+++ ENTRIES SUPPLIED +++

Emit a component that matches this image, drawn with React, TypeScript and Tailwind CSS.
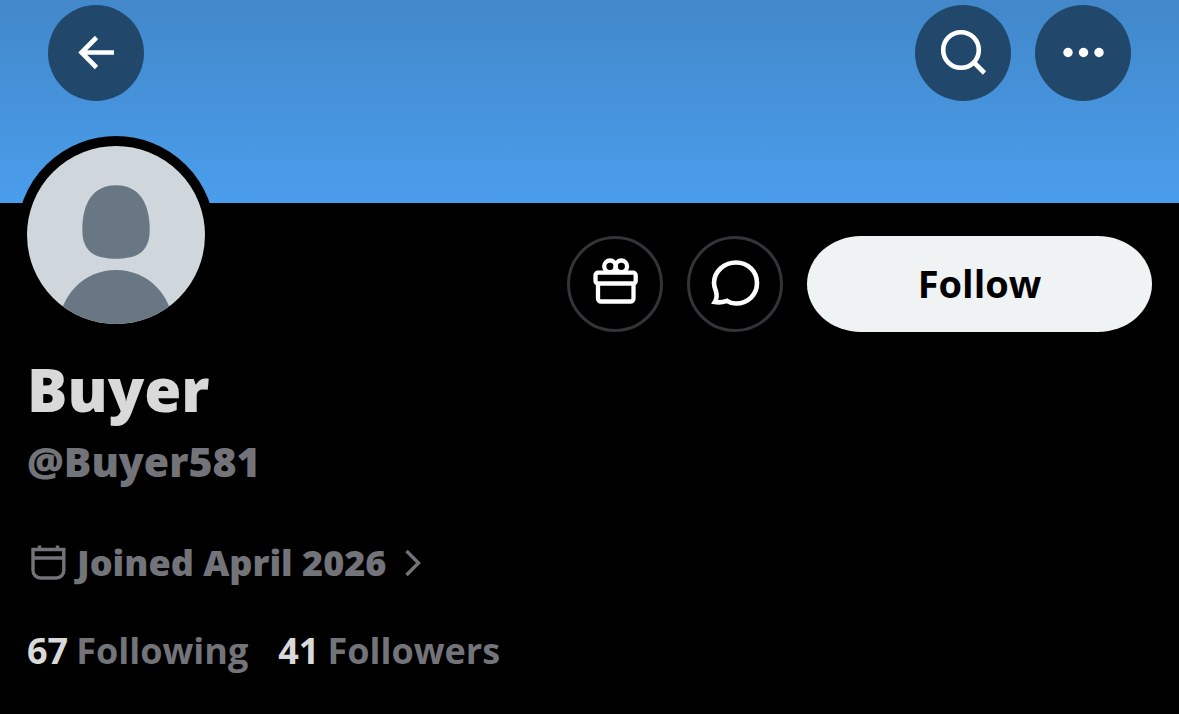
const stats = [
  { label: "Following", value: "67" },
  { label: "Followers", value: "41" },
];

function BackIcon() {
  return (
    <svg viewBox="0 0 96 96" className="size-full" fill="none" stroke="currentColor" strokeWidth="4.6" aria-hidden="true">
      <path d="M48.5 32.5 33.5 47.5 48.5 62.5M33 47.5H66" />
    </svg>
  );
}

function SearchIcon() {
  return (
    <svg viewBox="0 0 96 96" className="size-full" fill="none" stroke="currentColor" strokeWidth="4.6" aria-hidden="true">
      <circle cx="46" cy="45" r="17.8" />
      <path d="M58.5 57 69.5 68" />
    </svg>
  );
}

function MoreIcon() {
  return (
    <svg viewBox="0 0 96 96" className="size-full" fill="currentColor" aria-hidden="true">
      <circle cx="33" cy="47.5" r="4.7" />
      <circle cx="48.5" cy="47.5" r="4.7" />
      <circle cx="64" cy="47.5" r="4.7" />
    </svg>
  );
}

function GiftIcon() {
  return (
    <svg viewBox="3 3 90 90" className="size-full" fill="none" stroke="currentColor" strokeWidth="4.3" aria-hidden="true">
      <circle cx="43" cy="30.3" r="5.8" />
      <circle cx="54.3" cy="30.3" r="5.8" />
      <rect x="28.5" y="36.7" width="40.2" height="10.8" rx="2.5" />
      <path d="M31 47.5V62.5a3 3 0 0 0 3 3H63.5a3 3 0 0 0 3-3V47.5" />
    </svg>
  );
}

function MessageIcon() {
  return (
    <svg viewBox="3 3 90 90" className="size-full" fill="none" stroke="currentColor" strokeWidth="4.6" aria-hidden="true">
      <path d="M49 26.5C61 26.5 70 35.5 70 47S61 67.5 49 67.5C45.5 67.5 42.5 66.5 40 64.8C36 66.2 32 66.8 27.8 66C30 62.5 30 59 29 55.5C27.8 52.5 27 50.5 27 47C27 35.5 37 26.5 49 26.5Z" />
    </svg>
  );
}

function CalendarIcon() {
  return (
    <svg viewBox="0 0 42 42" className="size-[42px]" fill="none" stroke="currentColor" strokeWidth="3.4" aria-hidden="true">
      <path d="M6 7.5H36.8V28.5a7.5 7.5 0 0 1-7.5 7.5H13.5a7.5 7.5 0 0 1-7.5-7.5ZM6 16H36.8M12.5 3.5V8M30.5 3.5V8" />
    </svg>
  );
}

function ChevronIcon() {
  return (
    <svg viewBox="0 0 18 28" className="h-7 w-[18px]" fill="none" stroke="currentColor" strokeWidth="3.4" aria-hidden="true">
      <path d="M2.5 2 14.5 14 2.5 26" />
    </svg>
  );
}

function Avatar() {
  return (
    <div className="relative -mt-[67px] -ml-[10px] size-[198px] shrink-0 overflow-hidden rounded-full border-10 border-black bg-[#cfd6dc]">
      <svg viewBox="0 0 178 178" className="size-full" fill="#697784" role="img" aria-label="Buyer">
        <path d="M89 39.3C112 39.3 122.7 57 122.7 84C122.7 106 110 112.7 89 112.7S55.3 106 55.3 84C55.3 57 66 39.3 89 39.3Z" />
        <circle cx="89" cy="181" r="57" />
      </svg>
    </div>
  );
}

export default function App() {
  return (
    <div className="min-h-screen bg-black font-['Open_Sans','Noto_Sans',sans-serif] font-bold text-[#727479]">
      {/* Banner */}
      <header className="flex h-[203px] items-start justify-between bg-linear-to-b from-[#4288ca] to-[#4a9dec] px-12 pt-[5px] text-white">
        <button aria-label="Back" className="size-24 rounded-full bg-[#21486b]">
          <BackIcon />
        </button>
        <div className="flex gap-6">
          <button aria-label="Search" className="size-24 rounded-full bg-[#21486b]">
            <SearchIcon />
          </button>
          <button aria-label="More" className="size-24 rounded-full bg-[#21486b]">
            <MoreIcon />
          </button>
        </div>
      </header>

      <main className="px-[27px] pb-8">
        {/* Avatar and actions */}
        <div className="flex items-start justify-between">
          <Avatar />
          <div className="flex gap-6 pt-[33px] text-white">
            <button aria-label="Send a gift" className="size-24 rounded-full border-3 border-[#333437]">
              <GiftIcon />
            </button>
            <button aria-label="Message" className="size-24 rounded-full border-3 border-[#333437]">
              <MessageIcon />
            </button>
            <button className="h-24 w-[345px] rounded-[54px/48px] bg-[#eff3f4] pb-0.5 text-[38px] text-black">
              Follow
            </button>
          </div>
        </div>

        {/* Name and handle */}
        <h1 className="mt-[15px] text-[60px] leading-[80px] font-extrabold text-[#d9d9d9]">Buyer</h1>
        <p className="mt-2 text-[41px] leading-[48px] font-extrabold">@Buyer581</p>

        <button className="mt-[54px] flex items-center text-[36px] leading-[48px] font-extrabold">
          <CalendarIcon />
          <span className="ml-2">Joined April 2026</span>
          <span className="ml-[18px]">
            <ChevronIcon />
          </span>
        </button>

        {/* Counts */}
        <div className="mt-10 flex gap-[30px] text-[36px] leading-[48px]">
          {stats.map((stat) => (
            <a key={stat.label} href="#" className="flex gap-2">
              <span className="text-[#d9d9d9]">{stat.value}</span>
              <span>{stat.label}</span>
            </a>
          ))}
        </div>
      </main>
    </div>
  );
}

+++
+++ ENTRIES SUPPLIED +++

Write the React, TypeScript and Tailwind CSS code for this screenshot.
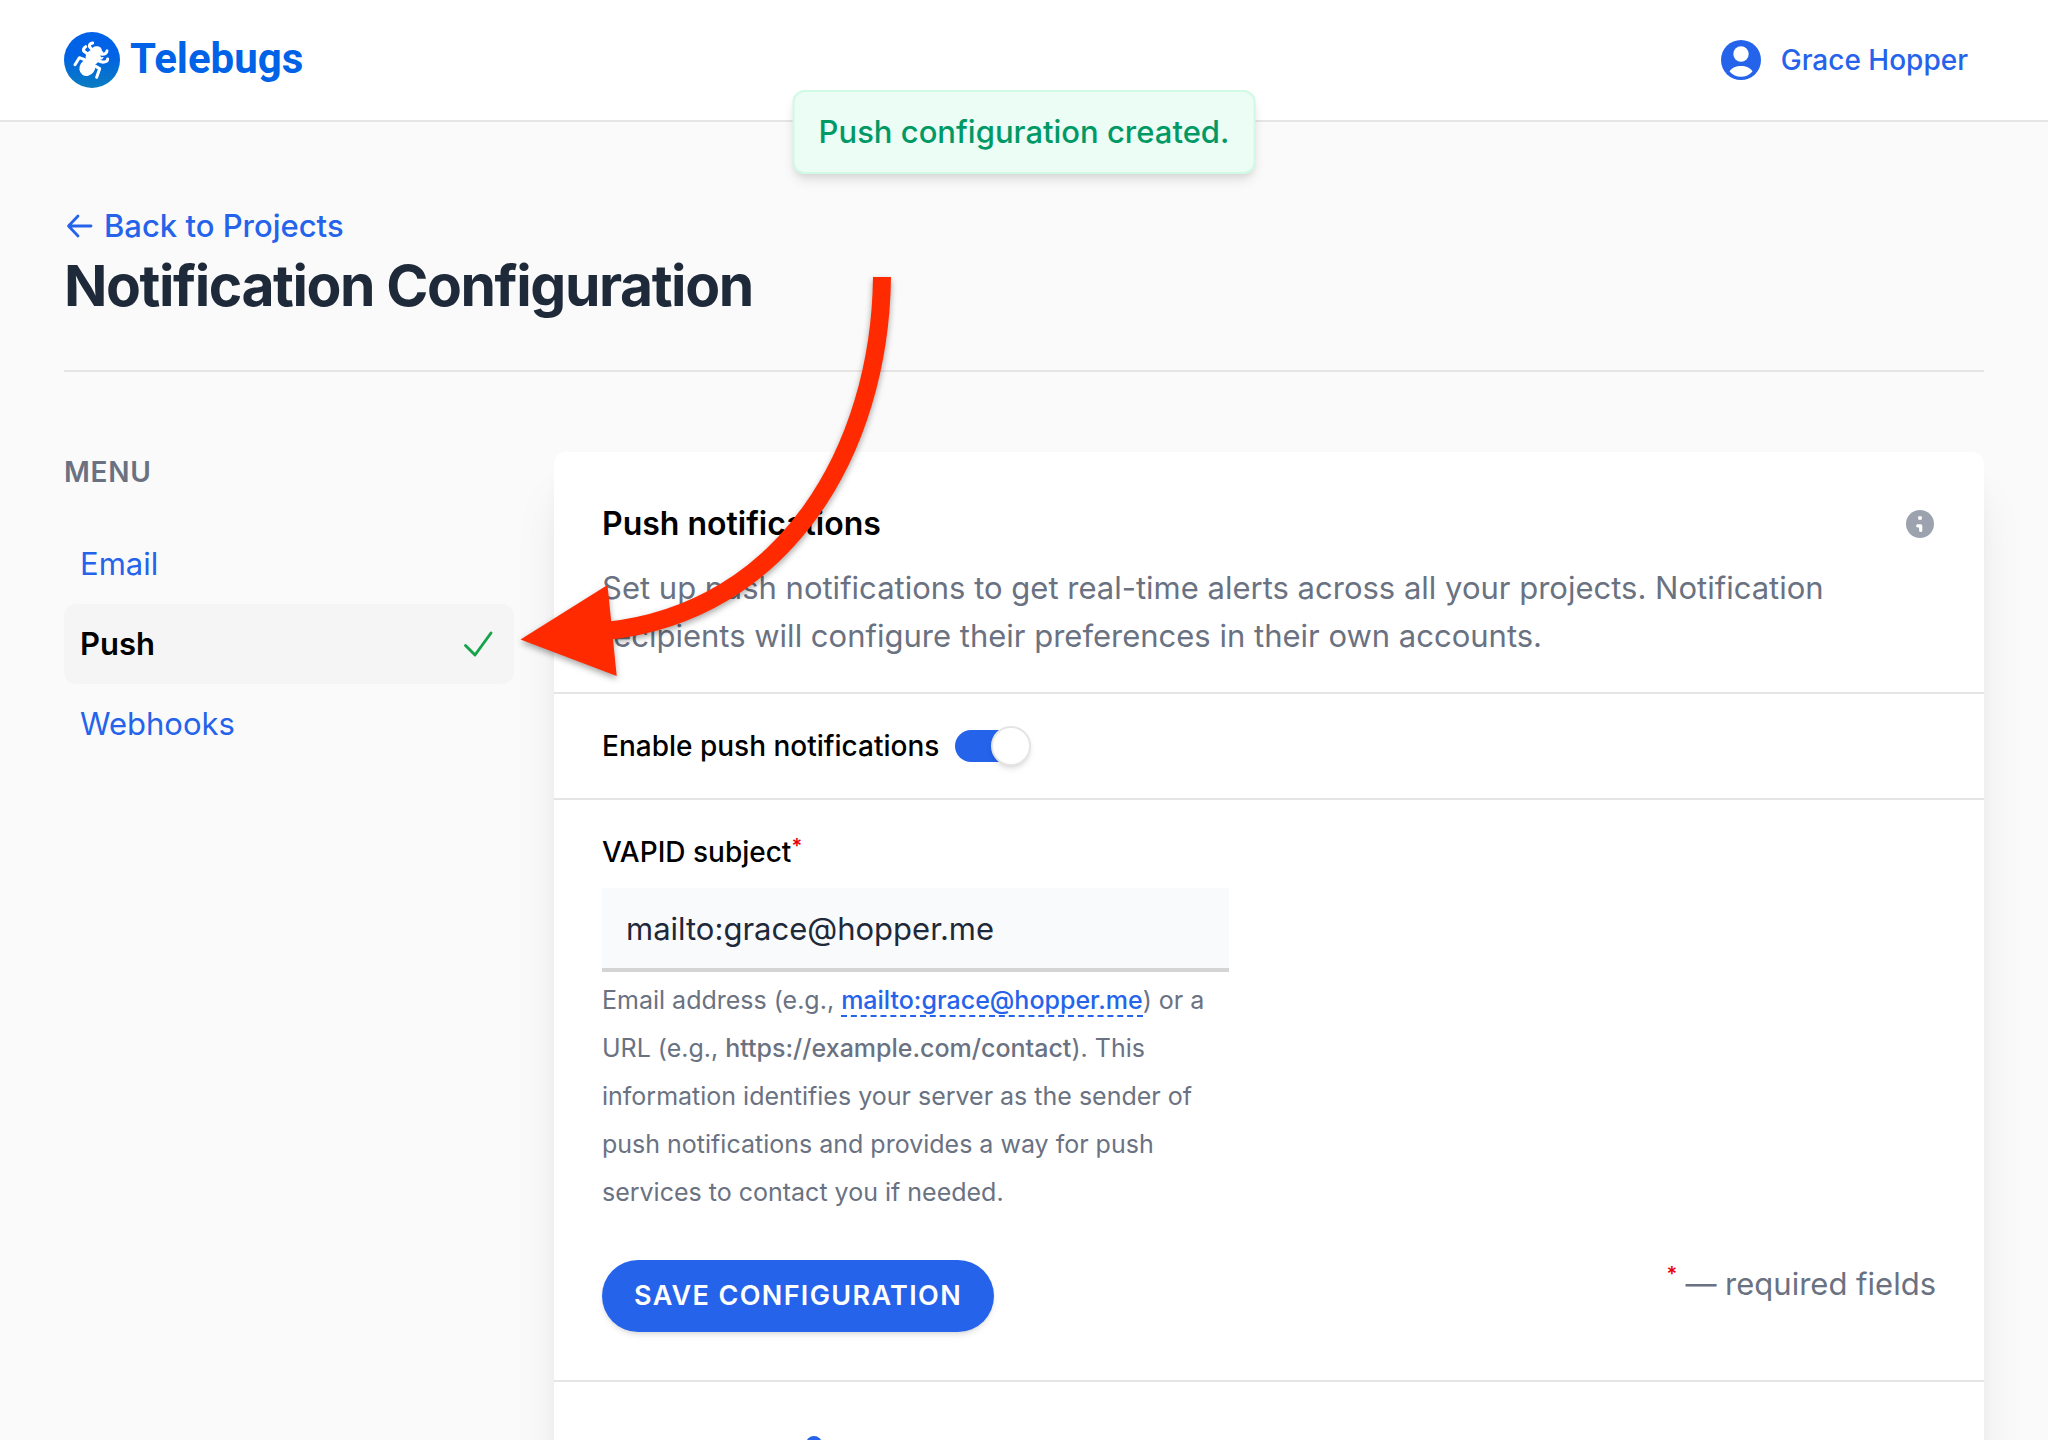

+++

→ WHAT THE EXERCISE ASKS:
Reply with only the number of lines in the entries that contain the word "React".

→ WRITTEN ANSWER:
2